The map synthesizes two sets of data on a county-by-county basis. First is the county’s smog/air pollution problem. Second is the relative cleanliness or dirtiness of its electrical power generation.
In areas where electrical energy production is relatively dirty (old, coal fired plants) and where there is a lot of urban air pollution, electric vehicles have a high environmental value. In rural areas or where electricity is produced cleanly (natural gas, hydroelectric, wind and solar), the environmental benefit of an EV is relatively low.
The results may upset some of the country’s more ardent environmentalists who think EVs are the holy grail, but the numbers, especially when they’re tabulated on a county level, don’t lie. To quote from the article:
“In some places electrics do so much relative harm, that instead of being subsidized…they should actually be taxed.”
Everybody knows big urban areas suffer the most from air pollution. What these maps do is give policy makers the ability to fine tune regulations and taxes. If we are going to be taxed on a formula that incorporates the amount of air pollution we create with our machines and the relative smog problem in our cities, then it follows it should be expensive to operate in Los Angeles, Houston and New York; and inexpensive to operate in Montana or Nevada.
Believe me, this is coming. But it is only fair and here’s why:
A few years ago I was listening in to a webcast of a CARB public comment session. CARB, for those of you who don’t know, is the California Air Resources Board, which is charged with managing that state’s air quality. They’ve implemented the toughest exhaust emissions regulations in the country—a cause of much consternation in the heavy trucking and equipment industries.
But what got my attention was a comment from the owner of a trucking firm in Northern California. He wanted to know why he had to conform his trucks to these onerous and expensive rules when he lived and worked in one of the least populated areas of the state, where there is nothing but giant trees and mountains for hundreds of miles in all directions.

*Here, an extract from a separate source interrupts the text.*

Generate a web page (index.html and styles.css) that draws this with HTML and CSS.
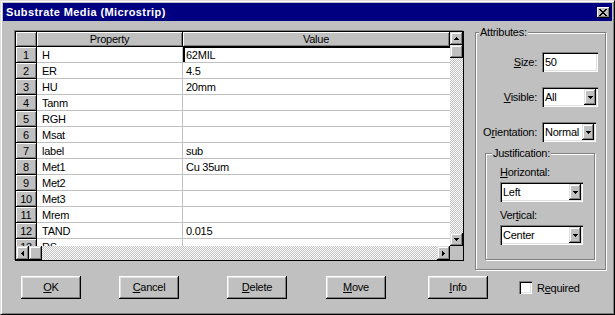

CARB didn’t have an answer. But to create one set of rules for Los Angeles and empty spaces of the mountain west was, and still is, clearly unfair. It’s government at its worst: cumbersome and indifferent.
With maps and data like the one here, that may be changing. If you look at the maps, Northern California and much of Oregon are clean and green. The air quality problems are concentrated in the cities.
So rather than make everybody in the state conform to one regulation and use one type of exhaust emission technology, the public would be better served using county level mapping and data to pinpoint the problem and use financial incentives or disincentives to encourage or discourage development and alternative energy sources.
With such a system if you had a job in Los Angeles, you would have strong incentives to use equipment like Caterpillar’s D7E electric drive dozer or one of Komatsu’s hybrid excavators. If you’re working in Eureka, you could stick with conventional equipment.
Pollution has a market value, or at least the government has assigned it one. The exact numbers may be arbitrary, but no one denies that air pollution has a cost. With mapping and big data we finally have to tools to properly assign that cost and avoid the collateral damage of regulations that punish the innocent.